I had a meltdown on Tuesday night…a lot of things happened Tuesday, and my burns hurt. So, I cried on A’s shoulder.
I had a meltdown Thursday night. My burns really hurt. So, I cried on A’s shoulder and raged some at fate.
I’m so tired. Sleeping isn’t easy thanks to the burns.
I’ve been in constant treatment or surgery since September. When the pain is bad, like last night, I tell A this is too much. I don’t know how much more I can take. And, truthfully, I really don’t know how much more I can take. Physically, I’m burned, in pain, and disfigured, but I do what I have to do to make it through the day. Emotionally, I’m angry and tired and sad, and I do what I have to do to make it through the day.

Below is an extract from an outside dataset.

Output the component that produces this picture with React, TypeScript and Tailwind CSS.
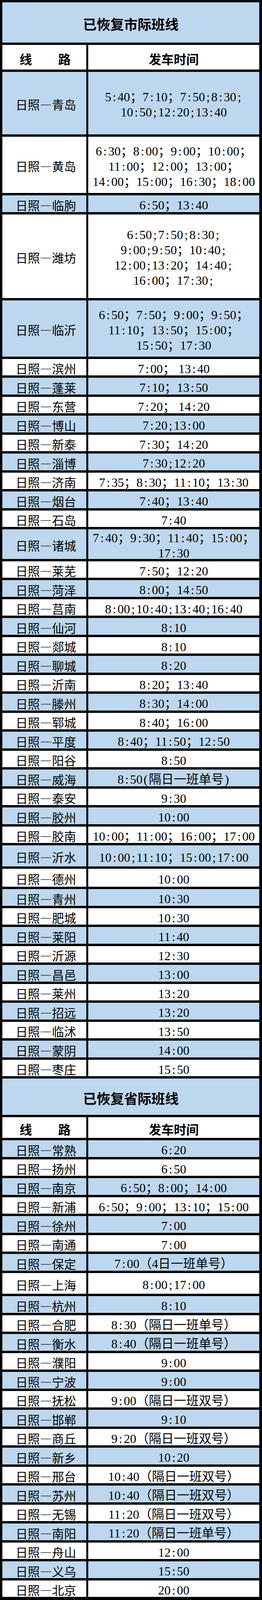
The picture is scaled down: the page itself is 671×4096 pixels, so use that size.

I have so many scars and blisters and burns right now. I know they’ll get better, at some point, and begin to fade. Right now, though, they’re a screaming, red reminder of the fact I have breast cancer. At 38. A breast cancer requiring aggressive treatment. A breast cancer I have a 50/50 chance of surviving.
It’s hard. It’s brutal.
My scumbag brain, at 2 am when I wake up because the pain medicine has worn off, whispers my deepest fear-all of this aggressive treatment may not work. I may be dead within the next two years.
It’s brutal road to walk. The line between hope and terror is so slim and blurred.
I’m ready for radiation to end so my skin can work out the reactions and begin to heal. I need some time to heal. Treatment has been nonstop since September. I’ve been through so much. My body hasn’t had much of a break. I haven’t had much of a break. I desperately need a break to begin healing, if I can.
Until then, I keep trudging. I don’t know what else to do.